About the "Writing Faster Python" series
"Writing Faster Python" is a series of short articles discussing how to solve some common problems with different code structures. I run some benchmarks, discuss the difference between each code snippet, and finish with some personal recommendations.
Are those recommendations going to make your code much faster? Not really.
Is knowing those small differences going to make a slightly better Python programmer? Hopefully!
You can read more about some assumptions I made, the benchmarking setup, and answers to some common questions in the Introduction article. And you can find most of the code examples in this repository.
The simplest way to create a dictionary is to use a for
loop:
powers = {}
for n in range(1000):
powers[n] = n * n
That's not super-elegant. We can simplify our code by passing a list of key-value tuples directly to the dict()
function:
dict([(n, n * n) for n in range(1000)])
Before Python 2.7, this was the simplest way to build a dictionary from an iterable. It's not bad, but all those brackets and parentheses can be slightly confusing.

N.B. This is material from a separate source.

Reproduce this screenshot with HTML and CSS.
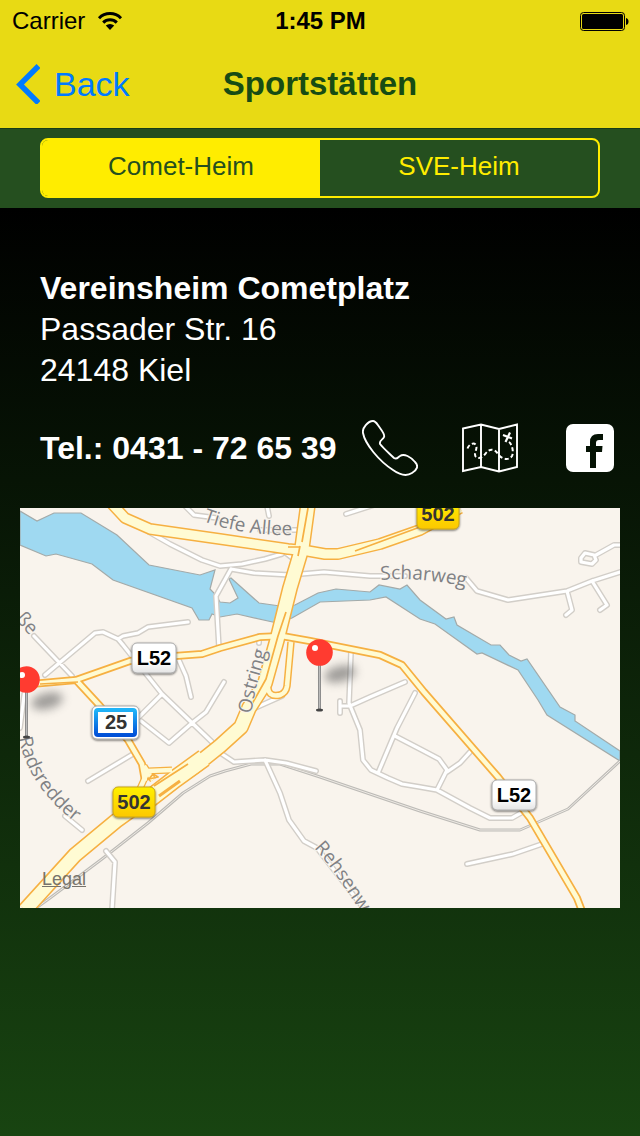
FILE: index.html
```html
<!DOCTYPE html>
<html lang="de">
<head>
<meta charset="utf-8">
<meta name="viewport" content="width=device-width, initial-scale=1">
<title>Sportstätten</title>
<link rel="stylesheet" href="styles.css">
</head>
<body>
<header class="top">
  <div class="status">
    <div class="status-left">
      <span>Carrier</span>
      <svg class="wifi" viewBox="0 0 26 20" aria-hidden="true">
        <path d="M2 7.2A15.500 15.500 0 0 1 24 7.200" fill="none" stroke="#000" stroke-width="3"/>
        <path d="M6.200 11.600A9.500 9.500 0 0 1 19.800 11.600" fill="none" stroke="#000" stroke-width="3"/>
        <path d="M8.800 14.600A6 6 0 0 1 17.200 14.600L13 19z"/>
      </svg>
    </div>
    <span class="clock">1:45 PM</span>
    <svg class="battery" viewBox="0 0 50 20" aria-hidden="true">
      <rect x="1.500" y="1.500" width="44" height="18" rx="3" fill="none" stroke="#000"/>
      <rect x="3" y="3" width="41" height="15" rx="1.500"/>
      <path d="M47 7Q49.500 7.500 49.500 10.500T47 14z"/>
    </svg>
  </div>
  <nav class="nav">
    <a class="back" href="#">
      <svg class="chevron" viewBox="0 0 24 40" aria-hidden="true"><path d="M22.500 2L4 20.500L22.500 39" fill="none" stroke="#007aff" stroke-width="5.500"/></svg>
      <span>Back</span>
    </a>
    <h1 class="title">Sportstätten</h1>
  </nav>
</header>

<div class="filter">
  <div class="segments" role="group" aria-label="Vereinsheim">
    <button class="segment segment-on" type="button" aria-pressed="true">Comet-Heim</button>
    <button class="segment" type="button" aria-pressed="false">SVE-Heim</button>
  </div>
</div>

<main class="content">
  <address class="address">
    <strong>Vereinsheim Cometplatz</strong>
    <span>Passader Str. 16</span>
    <span>24148 Kiel</span>
  </address>
  <div class="contact">
    <strong class="phone-number">Tel.: 0431 - 72 65 39</strong>
    <a class="action" href="tel:+49431726539" aria-label="Anrufen">
      <svg class="icon" viewBox="0 0 56 56" aria-hidden="true"><path d="M1 13C0 8 6 1 11 1C14 1 15 4 18 8C21 12 23 15 22 17C21 20 17 20 18 24C22 29 28 34 32 38C35 40 36 37 38 36C42 33 49 37 53 42C57 46 55 50 50 53C44 57 38 55 31 50C17 41 3 24 1 13Z" fill="none" stroke="#fff" stroke-width="1.900"/></svg>
    </a>
    <button class="action" type="button" aria-label="Route anzeigen">
      <svg class="icon" viewBox="0 0 56 56" aria-hidden="true" fill="none" stroke="#fff">
        <path d="M1 8.500L19 4.500L37 9L55 4.500V47L37 51.500L19 47L1 51ZM19 4.500V47M37 9V51.500" stroke-width="1.900"/>
        <path d="M5.500 28.500C7 24 12 22 14 25C16 29 11 34 14 37C17 40 22 36 24 33C28 28 33 29 36 34C39 39 47 41 50 36C52 32 50 24 47 22" stroke-width="2" stroke-dasharray="4 2.500"/>
        <path d="M41 15L50 18.500M48 12.500L43.500 22" stroke-width="2.200"/>
      </svg>
    </button>
    <a class="action" href="#" aria-label="Facebook">
      <svg class="icon" viewBox="0 0 56 56" aria-hidden="true"><rect x="4" y="4" width="48" height="48" rx="7" fill="#fff"/><path d="M28 48V32H24V26H28V22Q28 14 36 14H41V20H37Q34 20 34 23V26H40.500L40 32H34V48Z" fill="#051204"/></svg>
    </a>
  </div>

  <section class="map" aria-label="Karte">
    <svg class="map-canvas" viewBox="0 0 600 400" preserveAspectRatio="xMidYMid slice" role="img" aria-label="Karte der Umgebung">
      <defs>
        <linearGradient id="white-sign" x1="0" y1="0" x2="0" y2="1"><stop offset=".6" stop-color="#fff"/><stop offset="1" stop-color="#e4e4e4"/></linearGradient>
        <linearGradient id="yellow-sign" x1="0" y1="0" x2="0" y2="1"><stop offset="0" stop-color="#fff000"/><stop offset="1" stop-color="#fcc800"/></linearGradient>
        <linearGradient id="blue-sign" x1="0" y1="0" x2="0" y2="1"><stop offset="0" stop-color="#20b4f8"/><stop offset="1" stop-color="#0050d8"/></linearGradient>
        <linearGradient id="needle" x1="0" y1="0" x2="1" y2="0"><stop offset="0" stop-color="#777"/><stop offset=".5" stop-color="#bbb"/><stop offset="1" stop-color="#777"/></linearGradient>
        <filter id="soft" x="-50%" y="-100%" width="200%" height="300%"><feGaussianBlur stdDeviation="5"/></filter>
        <filter id="sign-shadow" x="-20%" y="-20%" width="140%" height="150%"><feDropShadow dx="0" dy="1" stdDeviation="1" flood-opacity=".6"/></filter>
        <path id="streets" d="M165 -2L174 7L197 10M129 24L150 36L182 52L200 58L222 56L245 51L262 46M240 22H281L288 30M326 6L354 -3M249 8L247 -2M211 61L234 65L270 67L304 64L350 68L385 68M211 61L196 88L199 140M262 42L275 52M446 70L457 83L488 92L547 83L572 73L600 64M547 83L552 102L546 107M572 73L587 97L580 102M576 47L594 37L602 37M561 50L565 45L574 47L576 52L572 56L561 54ZM14 128L52 168M25 167L75 125L83 124L98 131L103 137L142 186L192 234L202 246L214 254L245 252L266 255L296 263M98 131L103 128L118 125L128 119L168 114M158 150L166 168L171 189M142 186L118 210M204 174L186 204L172 215L149 235L121 213M68 273L113 246M86 343L95 354L92 402M245 252L260 285L269 312L284 333L297 340L345 402M331 144L329 195L340 222L343 252L351 262L368 270L382 276L400 279L417 282L450 300L470 310L492 310L506 302M320 193V205M320 198H330L350 189L385 174M395 185L377 220L358 265M375 228L400 241L419 251L427 262L417 282M427 264L440 255L450 244M447 356L493 346L525 335M0 220L5 180M45 308L62 322M239 128V135M235 200L262 188"/>
        <path id="slip" d="M248 176Q247 190 260 187Q266 185 267 178L271 134"/>
        <path id="trunk" d="M92 -4L105 10L130 21L200 31L268 41L288 43L305 46L318 46L360 36L400 22L440 0"/>
        <path id="local" d="M0 177L56 172L110 153L155 148L182 146L200 140L240 129L262 128L290 133L360 147L382 157L404 184L478 269L510 310L557 390L562 403M56 172L80 198L108 232L122 256L125 273"/>
        <path id="main" d="M288 -4L282 40L270 80L257 132L245 175L229 200L221 219L200 238L175 258L142 280L96 313L55 347L5 402"/>
        <path id="merge" d="M124 295L155 271L184 250"/>
        <path id="ramps" d="M118 285L128 263L152 262M124 258L133 272"/>
        <path id="ostring-line" d="M231 206L236 180L249 134"/>
        <path id="tiefe-line" d="M183 13Q225 29 284 27"/>
        <path id="scharweg-line" d="M361 72Q400 68 456 81"/>
        <path id="rads-line" d="M-1 230Q8 280 60 318"/>
        <path id="rehsen-line" d="M294 340Q314 361 350 419"/>
        <path id="strasse-line" d="M-5 111L18 137"/>
      </defs>
      <rect width="600" height="400" fill="#f9f4ed"/>
      <path d="M0 3L17 13L34 5H61L97 27L129 57L180 67L195 62L190 81L196 87L200 94L210 95L218 90L209 71L211 70L239 95L260 98L275 97L298 85L316 81L350 84L359 77L380 81L387 77L400 92L426 111L434 109L437 117L471 137H480L489 147L501 153L507 151L540 199L555 207V213L600 243V253L527 207L518 192L498 162L462 145L457 146L415 116L400 111L366 89L350 92L300 94L272 110L257 115L217 106L200 109L192 106L189 112H179L172 100L93 72L72 56L36 46L26 48L0 37Z" fill="#9fd9f1" stroke="#a3aaa9" stroke-width="1.200"/>
      <g fill="none" stroke-linejoin="round">
        <path d="M12 403L30 390L82 351L128 315L163 285L190 268L205 263L231 256H260L300 269L400 303L460 322H500L548 301L600 253" stroke="#bdbbb7" stroke-width="3"/>
        <path d="M12 403L30 390L82 351L128 315L163 285L190 268L205 263L231 256H260L300 269L400 303L460 322H500L548 301L600 253" stroke="#eeeae4"/>
        <use href="#streets" stroke="#d2cec8" stroke-width="6" stroke-linecap="round"/>
        <use href="#streets" stroke="#fff" stroke-width="3.200" stroke-linecap="round"/>
        <g stroke="#f6b042">
          <use href="#slip" stroke-width="7.500"/>
          <use href="#trunk" stroke-width="12"/>
          <use href="#local" stroke-width="8"/>
          <use href="#main" stroke-width="16"/>
          <use href="#merge" stroke-width="19"/>
          <use href="#ramps" stroke-width="7"/>
        </g>
        <g stroke="#fffbd3">
          <use href="#slip" stroke-width="4.500"/>
          <use href="#trunk" stroke-width="9"/>
          <use href="#local" stroke-width="4.500"/>
          <use href="#main" stroke-width="13"/>
          <use href="#merge" stroke-width="16"/>
          <use href="#ramps" stroke-width="4.500"/>
        </g>
        <path d="M288 0L282 34M280 38L278 48M266 104L258 128L246 171L232 196M335 43L400 19M268 39H279M20 176L58 174M129 271L133 266L138 269ZM134 278L168 256" stroke="#f6b042" stroke-width="1.700"/>
        <path d="M139 288L160 273" stroke="#f6b042" stroke-width="3"/>
      </g>

      <g class="street-name">
        <text><textPath href="#tiefe-line">Tiefe Allee</textPath></text>
        <text><textPath href="#scharweg-line">Scharweg</textPath></text>
        <text><textPath href="#ostring-line">Ostring</textPath></text>
        <text><textPath href="#rads-line">Radsredder</textPath></text>
        <text><textPath href="#rehsen-line">Rehsenweg</textPath></text>
        <text><textPath href="#strasse-line">ße</textPath></text>
      </g>

      <g class="sign">
        <rect x="112" y="135" width="44" height="30" rx="5" fill="url(#white-sign)" stroke="#aaa" filter="url(#sign-shadow)"/>
        <text x="134" y="157">L52</text>
        <rect x="472" y="272" width="44" height="30" rx="5" fill="url(#white-sign)" stroke="#aaa" filter="url(#sign-shadow)"/>
        <text x="494" y="294">L52</text>
      </g>
      <g class="sign sign-dark">
        <rect x="93" y="279" width="42" height="30" rx="5" fill="url(#yellow-sign)" stroke="#c9a51b" filter="url(#sign-shadow)"/>
        <text x="114" y="301">502</text>
        <rect x="397" y="-9" width="42" height="30" rx="5" fill="url(#yellow-sign)" stroke="#c9a51b" filter="url(#sign-shadow)"/>
        <text x="418" y="13">502</text>
        <rect x="72" y="198" width="47" height="33" rx="5" fill="#fff" stroke="#aaa" filter="url(#sign-shadow)"/>
        <rect x="76" y="202" width="39" height="25" rx="2" fill="#fff" stroke="url(#blue-sign)" stroke-width="4"/>
        <text x="96" y="221">25</text>
      </g>

      <g>
        <ellipse cx="320" cy="166" rx="16" ry="8" transform="rotate(-14 320 166)" fill="#555" opacity=".55" filter="url(#soft)"/>
        <rect x="298" y="156" width="3" height="46" fill="url(#needle)"/>
        <ellipse cx="299.500" cy="202" rx="3.500" ry="1.500" fill="#444"/>
        <circle cx="299.500" cy="144.500" r="13.300" fill="#ff3b30"/>
        <circle cx="295" cy="140" r="3" fill="#fff"/>
      </g>
      <g>
        <ellipse cx="27" cy="193" rx="16" ry="8" transform="rotate(-14 27 193)" fill="#555" opacity=".55" filter="url(#soft)"/>
        <rect x="5" y="183" width="3" height="46" fill="url(#needle)"/>
        <ellipse cx="6.500" cy="229" rx="3.500" ry="1.500" fill="#444"/>
        <circle cx="6.500" cy="171.500" r="13.300" fill="#ff3b30"/>
        <circle cx="2" cy="167" r="3" fill="#fff"/>
      </g>
    </svg>
    <a class="legal" href="#">Legal</a>
  </section>
</main>
</body>
</html>
```
FILE: styles.css
```css
* {
  box-sizing: border-box;
}

html {
  min-height: 100%;
}

body {
  margin: 0;
  min-height: 100vh;
  display: flex;
  flex-direction: column;
  background: #000;
  color: #fff;
  font-family: "Liberation Sans", Arial, sans-serif;
}

.top {
  background: #e8da14;
  border-bottom: 1px solid #173c17;
}

.status {
  display: grid;
  grid-template-columns: 1fr auto 1fr;
  align-items: center;
  height: 40px;
  padding: 1px 11px 0 12px;
  color: #000;
  font-size: 24px;
}

.status-left {
  display: flex;
  align-items: center;
  gap: 12px;
}

.wifi {
  width: 26px;
  height: 20px;
}

.clock {
  font-weight: bold;
}

.battery {
  justify-self: end;
  width: 50px;
  height: 20px;
}

.nav {
  display: grid;
  grid-template-columns: 1fr auto 1fr;
  align-items: center;
  height: 88px;
  padding: 0 16px;
}

.back {
  display: flex;
  align-items: center;
  gap: 14px;
  color: #007aff;
  font-size: 34px;
  text-decoration: none;
}

.chevron {
  width: 24px;
  height: 40px;
}

.title {
  margin: 0;
  color: #174c14;
  font-size: 33px;
}

.filter {
  padding: 9px 40px 10px;
  background: #254f1f;
}

.segments {
  display: flex;
  height: 60px;
  border: 2px solid #ffed00;
  border-radius: 8px;
  overflow: hidden;
}

.segment {
  flex: 1;
  padding: 0 0 4px;
  border: 0;
  background: transparent;
  color: #ffed00;
  font-family: inherit;
  font-size: 26px;
}

.segment-on {
  background: #ffed00;
  color: #254f1f;
}

.content {
  flex: 1;
  padding: 60px 20px;
  background: linear-gradient(#000, #184411);
}

.address {
  display: flex;
  flex-direction: column;
  padding-left: 20px;
  font-size: 32px;
  font-style: normal;
  line-height: 41px;
}

.contact {
  display: flex;
  align-items: center;
  gap: 44px;
  margin: 29px 0 32px;
  padding: 0 2px 0 20px;
}

.phone-number {
  flex: 1;
  margin-right: -44px;
  font-size: 32px;
  white-space: nowrap;
}

.action {
  flex: none;
  padding: 0;
  border: 0;
  background: none;
}

.icon {
  display: block;
  width: 56px;
  height: 56px;
}

.map {
  position: relative;
  aspect-ratio: 3 / 2;
  overflow: hidden;
}

.map-canvas {
  display: block;
  width: 100%;
  height: 100%;
}

.street-name {
  fill: #808184;
  stroke: #f9f4ed;
  stroke-width: 2px;
  paint-order: stroke;
  font-family: "Open Sans", "Noto Sans", sans-serif;
  font-size: 19px;
}

.sign {
  fill: #000;
  font-size: 20px;
  font-weight: bold;
  text-anchor: middle;
}

.sign-dark {
  fill: #333;
}

.legal {
  position: absolute;
  left: 22px;
  bottom: 18px;
  color: #77736b;
  font-size: 18px;
}
```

With the release of Python 2.7.3, PEP 274 introduced dictionary comprehension, which lets us simplify our code even further:
{n: n * n for n in range(1000)}
It's certainly much easier to read, but is it faster? Let's look into it.
Dictionary comprehension vs. dict()
vs. for
loop
Here are the functions that I'm benchmarking:
# dictionary_comprehension.py
NUMBERS = list(range(1000))
def for_loop():
powers = {}
for number in NUMBERS:
powers[number] = number * number
return powers
def dict_from_tuples():
return dict([(n, n * n) for n in NUMBERS])
def dict_comprehension():
return {i: i * i for i in NUMBERS}
And here are the results for Python 3.11.0:
# Python 3.11.0
$ python -m timeit -s "from dictionary_comprehension import for_loop" "for_loop()"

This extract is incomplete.